2. Line two baking sheets (13 x 18”) with parchment paper or lightly oil the pans and set aside.
3. Add milk and oil to a saucepot and bring to a boil over medium heat. Meanwhile, mix together the flour and salt in a large bowl.
4. When the milk comes to a boil, remove it from the heat and slowly pour it into the bowl with the flour, mixing with a pot spoon to form a dough. Or, you can choose to slowly pour the flour into the milk mixture, stirring to form a dough.
5. Mix in the eggs until they are fully incorporated into the dough (still using a spoon)
6. Add the cheese and mix until incorporated (initially with the spoon and then with your hands. If the dough is too hot to handle, let it cool just a little).
7. Lightly oil your hands and take the mixture a little at a time and roll into balls and assemble on baking pans.
8. Bake for 15 – 20 minutes or until the balls are puffed up. If using Parmesan cheese, you will notice that they are cracked slightly at the top when baked. The balls do not get brown; they are almost cream in colour when done.
9. Transfer to wire racks to cool.

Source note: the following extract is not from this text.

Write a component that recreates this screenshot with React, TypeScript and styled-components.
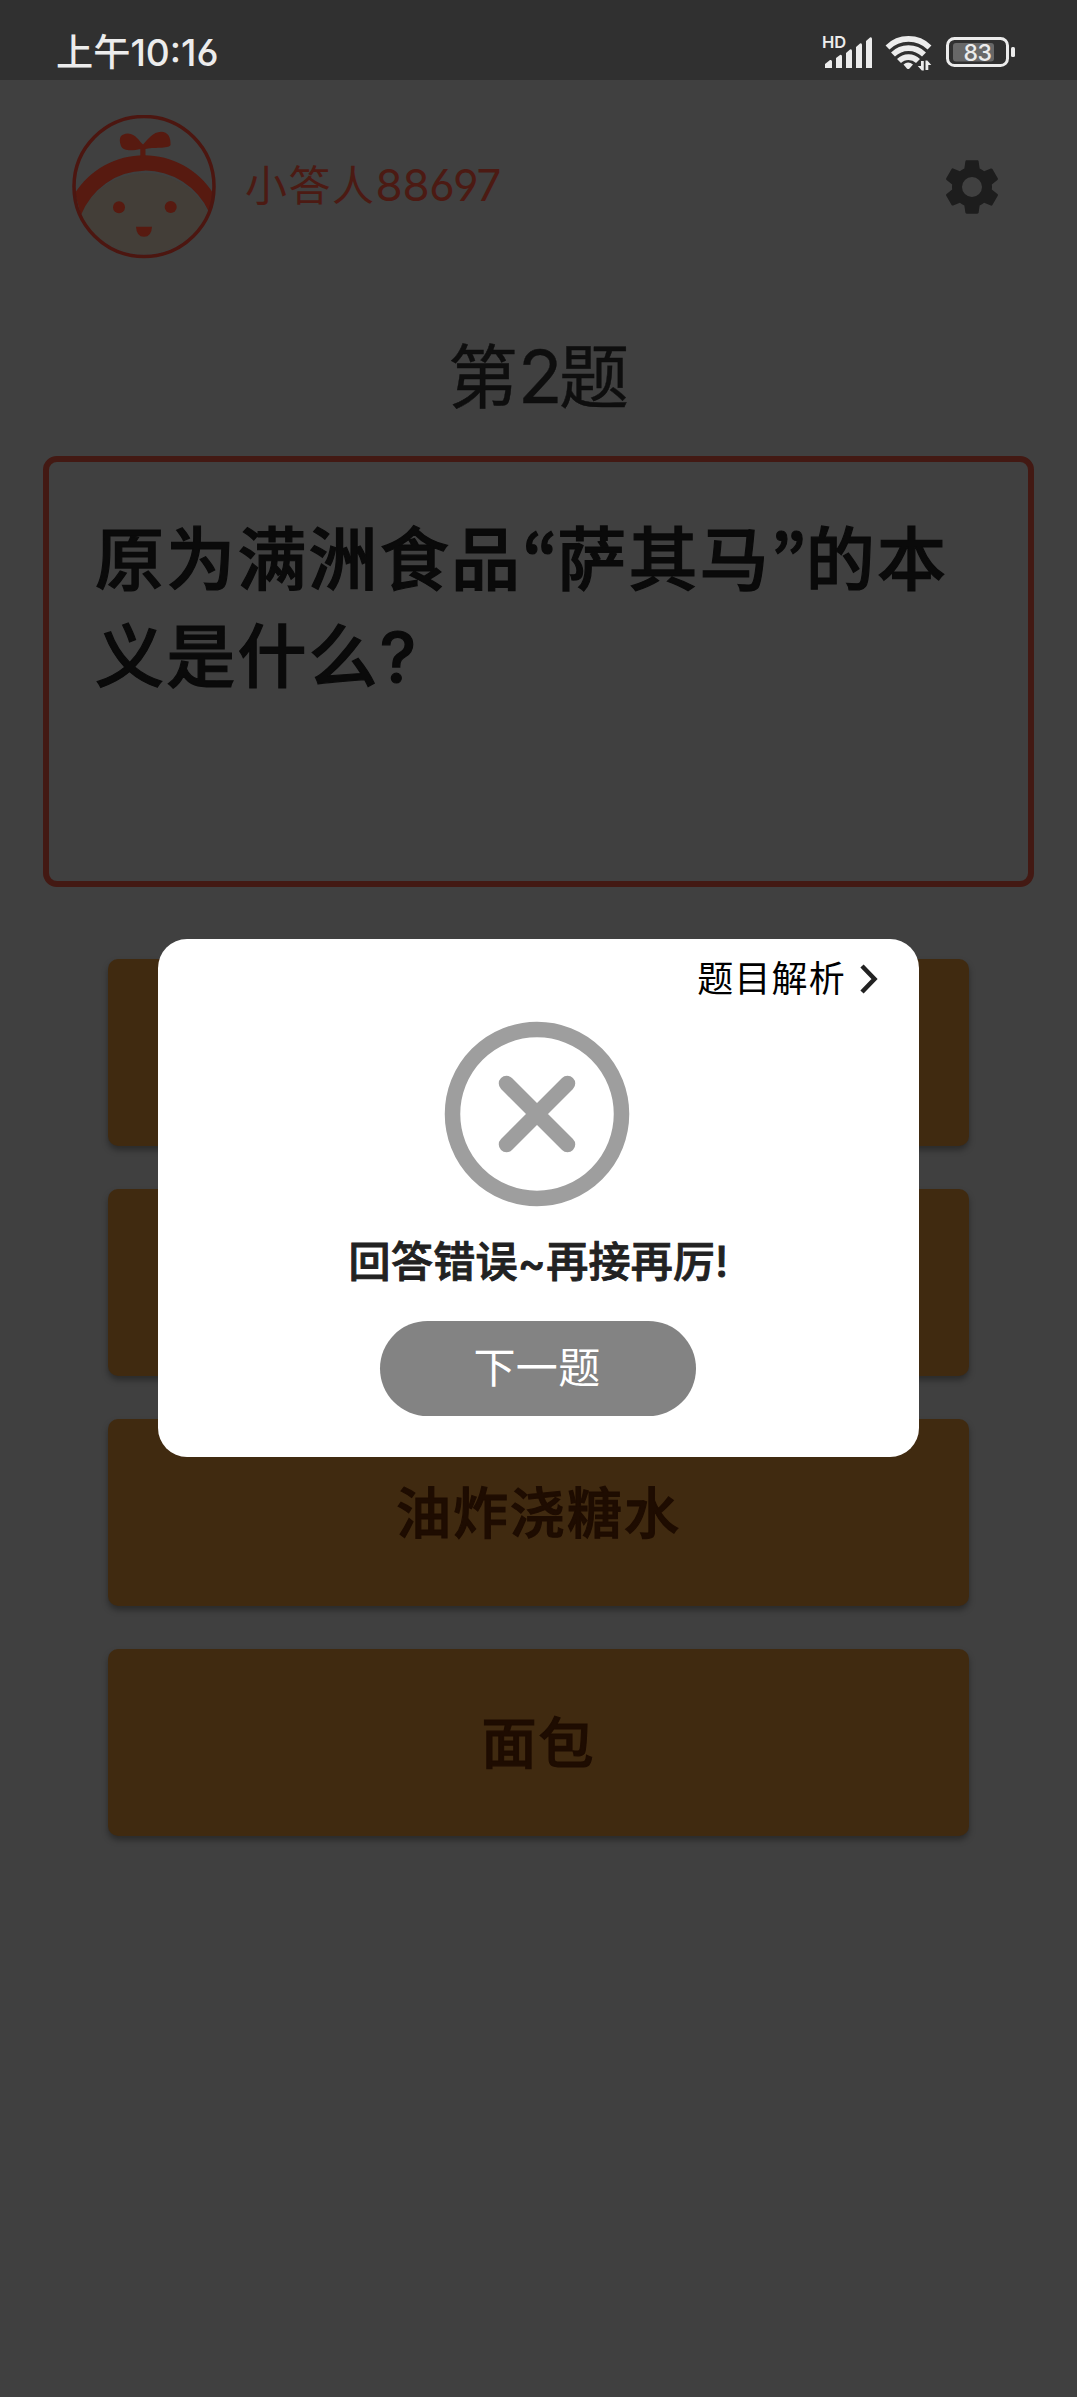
import React from "react";
import styled, { createGlobalStyle } from "styled-components";

const GlobalStyle = createGlobalStyle`
  html, body { margin: 0; padding: 0; background: #404040; }
  * { box-sizing: border-box; }
  body {
    font-family: Inter, "Noto Sans CJK SC", sans-serif;
    font-feature-settings: "cv03", "cv04";
  }
  button { font: inherit; border: 0; padding: 0; }
`;

const Screen = styled.div`
  width: 1077px;
  height: 2397px;
  display: flex;
  flex-direction: column;
  overflow: hidden;
  background: #404040;
`;

const StatusBar = styled.header`
  height: 80px;
  flex: none;
  padding: 25px 57px 0 56px;
  display: flex;
  justify-content: space-between;
  align-items: flex-start;
  background: #303030;
  color: #ececec;
`;

const Clock = styled.span`
  font-size: 37.2px;
  font-weight: 500;
  line-height: 56px;
  white-space: nowrap;
`;

const StatusIcons = styled.svg`
  display: block;
  margin-top: 7px;
`;

const Profile = styled.div`
  height: 144px;
  margin-top: 35px;
  padding: 0 73px 0 72px;
  display: flex;
  align-items: center;
  flex: none;
`;

const UserName = styled.span`
  flex: 1;
  margin-left: 29px;
  padding-bottom: 2px;
  font-size: 42px;
  letter-spacing: 1.5px;
  line-height: 60px;
  color: #4c1a13;
`;

const Digits = styled.span<{ $size: number; $spacing?: number }>`
  font-size: ${(p) => p.$size}px;
  letter-spacing: ${(p) => p.$spacing ?? 0}px;
  line-height: 1;
`;

const Gear = styled.svg`
  width: 64px;
  height: 64px;
  fill: #1d1d1d;
`;

const Heading = styled.h1`
  margin: 74px 0 0;
  height: 90px;
  flex: none;
  font-size: 70px;
  font-weight: 400;
  line-height: 90px;
  text-align: center;
  color: #0e0e0e;
  -webkit-text-stroke: 0.4px #0e0e0e;
`;

const QuestionBox = styled.section`
  height: 431px;
  margin: 33px 43px 0;
  padding: 50px 46px;
  flex: none;
  border: 6px solid #431913;
  border-radius: 14px;
`;

const Question = styled.p`
  margin: 0;
  font-size: 69px;
  font-weight: 500;
  line-height: 97px;
  letter-spacing: 2.2px;
  white-space: nowrap;
  color: #0a0a0a;
  -webkit-text-stroke: 1.2px #0a0a0a;
`;

const Quote = styled.span`
  display: inline-block;
  width: 35px;
  text-align: center;
  font-family: "Noto Sans CJK KR", sans-serif;
  font-size: 69px;
  line-height: 1;
  letter-spacing: 0;
`;

const Answers = styled.div`
  display: flex;
  flex-direction: column;
  gap: 43px;
  padding: 72px 108px 0;
`;

const Answer = styled.button`
  height: 187px;
  border-radius: 10px;
  background: #402a10;
  box-shadow: 0 4px 6px rgba(0, 0, 0, 0.35);
  color: #1e0c01;
  font-size: 55px;
  font-weight: 500;
  letter-spacing: 2px;
  line-height: 80px;
  -webkit-text-stroke: 1.2px #1e0c01;
`;

const Overlay = styled.div`
  position: absolute;
  inset: 0;
  width: 1077px;
  height: 2396px;
  display: flex;
  align-items: center;
  justify-content: center;
`;

const Dialog = styled.div`
  width: 761px;
  height: 518px;
  border-radius: 29px;
  background: #fff;
  display: flex;
  flex-direction: column;
  align-items: center;
`;

const AnalysisLink = styled.div`
  align-self: stretch;
  display: flex;
  justify-content: flex-end;
  align-items: center;
  gap: 13px;
  height: 50px;
  margin-top: 15px;
  padding-right: 40px;
  font-size: 36px;
  letter-spacing: 1.2px;
  line-height: 50px;
  color: #000;
`;

const WrongMark = styled.svg`
  margin: 17px 3px 0 0;
  flex: none;
`;

const Message = styled.p`
  margin: 25px 0 0;
  font-size: 42px;
  font-weight: 500;
  letter-spacing: 0.3px;
  line-height: 60px;
  white-space: nowrap;
  color: #222;
  -webkit-text-stroke: 0.9px #222;
`;

const NextButton = styled.button`
  width: 316px;
  height: 95px;
  margin: 29px 1px 0 0;
  padding: 0 2px 2px 0;
  border-radius: 48px;
  background: #838383;
  color: #fff;
  font-size: 42px;
  letter-spacing: 0.4px;
  line-height: 60px;
`;

function StatusGlyphs() {
  return (
    <StatusIcons width="200" height="40" viewBox="820 32 200 40" fill="#ececec">
      <text x="822" y="48.300" fontSize="16.500" fontWeight="600" fontFamily="Inter">HD</text>
      <path d="M825 68v-4l5-4q2-.5 2 1.500v6.500zM836 68V58l4-3q2-.7 2 1.500V68zM846 68V53l4-3.500q2-.7 2 1.500v17zM856 68V47l4-3.500q2-.7 2 1.500v23zM866 68V41l4-3.500q2-.7 2 1.500v29z" />
      <g fill="none" stroke="#ececec" strokeWidth="5.600">
        <path d="M887.500 47.500a30 30 0 0 1 42 0" />
        <path d="M893 54.500a22 22 0 0 1 31 0" />
        <path d="M899 61a13.500 13.500 0 0 1 19 0" />
      </g>
      <path d="M903.500 64.500q4.500-4 9.500 0l-3.500 4q-1.300 1-2.600 0z" />
      <path d="M921 61h2.800v9.500h-2l-4-4.500h3.200zM925.500 60.500h1.800l4 4.500h-3v5h-2.800z" />
      <rect x="947.500" y="38.500" width="60" height="27" rx="7" fill="none" stroke="#ececec" strokeWidth="3" />
      <rect x="953" y="43" width="41" height="18.500" rx="3" fill="#686868" />
      <rect x="1011" y="47" width="4" height="10" rx="1.500" />
      <text x="963.500" y="60.800" fontSize="23" fontWeight="500" fontFamily="Inter" textLength="28.500">83</text>
    </StatusIcons>
  );
}

function Avatar() {
  return (
    <svg width="144" height="144" viewBox="0 0 144 144">
      <path d="M9 100A70 70 0 0 1 136 97A70 70 0 0 1 9 100z" fill="#433e38" />
      <path d="M3 78A82 82 0 0 1 141 78L137 97A70 72 0 0 0 9 100z" fill="#571a10" />
      <circle cx="72" cy="71.500" r="70" fill="none" stroke="#4c1610" strokeWidth="3.500" />
      <g fill="#571a10">
        <path d="M68.300 43V34C60 36 51 36 49 31C46 22 49 19 56 18.500C64 19 67 26 71 29.500C76 24 81 17 89 16.700C96 17 99 22 98.500 30C97 34 80 32 73.500 34V43z" />
        <circle cx="47" cy="92.300" r="6" />
        <circle cx="98.700" cy="92" r="6" />
        <path d="M64 111.700H80Q79.500 121.700 72 121.700T64 111.700z" />
      </g>
    </svg>
  );
}

function SettingsIcon() {
  return (
    <Gear viewBox="0 0 24 24">
      <path
        fillRule="evenodd"
        d="M19.430 12.980c.04-.32.07-.64.07-.98s-.03-.66-.07-.98l2.110-1.650c.19-.15.24-.42.12-.64l-2-3.460c-.12-.22-.39-.3-.61-.22l-2.490 1c-.52-.4-1.080-.73-1.690-.98l-.38-2.650C14.460 2.180 14.250 2 14 2h-4c-.25 0-.46.18-.49.42l-.38 2.650c-.61.25-1.170.59-1.690.98l-2.490-1c-.23-.09-.49 0-.61.22l-2 3.460c-.13.22-.07.49.12.64l2.110 1.650c-.04.32-.07.65-.07.98s.03.66.07.98l-2.110 1.650c-.19.15-.24.42-.12.64l2 3.460c.12.22.39.3.61.22l2.490-1c.52.4 1.080.73 1.690.98l.38 2.650c.03.24.24.42.49.42h4c.25 0 .46-.18.49-.42l.38-2.650c.61-.25 1.170-.59 1.690-.98l2.490 1c.23.09.49 0 .61-.22l2-3.460c.12-.22.07-.49-.12-.64l-2.110-1.650zM12 15.750a3.750 3.750 0 1 1 0-7.500a3.750 3.750 0 1 1 0 7.500z"
      />
    </Gear>
  );
}

const ANSWERS = ["", "", "油炸浇糖水", "面包"];

export default function App() {
  return (
    <>
      <GlobalStyle />
      <Screen>
        <StatusBar>
          <Clock>上午10:16</Clock>
          <StatusGlyphs />
        </StatusBar>
        <Profile>
          <Avatar />
          <UserName>
            小答人<Digits $size={44} $spacing={-0.3}>88697</Digits>
          </UserName>
          <SettingsIcon />
        </Profile>
        <Heading>
          第<Digits $size={73} $spacing={-3.5}>2</Digits>题
        </Heading>
        <QuestionBox>
          <Question>
            原为满洲食品<Quote>“</Quote>萨其马<Quote>”</Quote>的本
            <br />
            义是什么?
          </Question>
        </QuestionBox>
        <Answers>
          {ANSWERS.map((label, i) => (
            <Answer key={i}>{label}</Answer>
          ))}
        </Answers>
      </Screen>
      <Overlay>
        <Dialog>
          <AnalysisLink>
            题目解析
            <svg width="20" height="30" viewBox="0 0 20 30" fill="none" stroke="#222" strokeWidth="4.500">
              <path d="M3 2L15.500 15L3 28" />
            </svg>
          </AnalysisLink>
          <WrongMark width="186" height="186" viewBox="0 0 186 186" fill="none" stroke="#9e9e9e">
            <circle cx="93" cy="93" r="84.500" strokeWidth="15.500" />
            <path d="M62.500 62.500L123.500 123.500M123.500 62.500L62.500 123.500" strokeWidth="15.500" strokeLinecap="round" />
          </WrongMark>
          <Message>回答错误~再接再厉!</Message>
          <NextButton>下一题</NextButton>
        </Dialog>
      </Overlay>
    </>
  );
}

Serve warm or at room temperature.
The milk and oil mixture must come to a boil in order to create the kind of interaction needed for the dough to have the right consistency.
If you are opting to pour the flour into the milk mixture, then heat the milk and oil in a large pot so that you have enough room to mix the dough.
A sturdy wooden spoons works well for mixing or use a stand mixer if you have one.
The dough will be hot so don’t attempt to knead with your hands until perhaps when you add the cheese.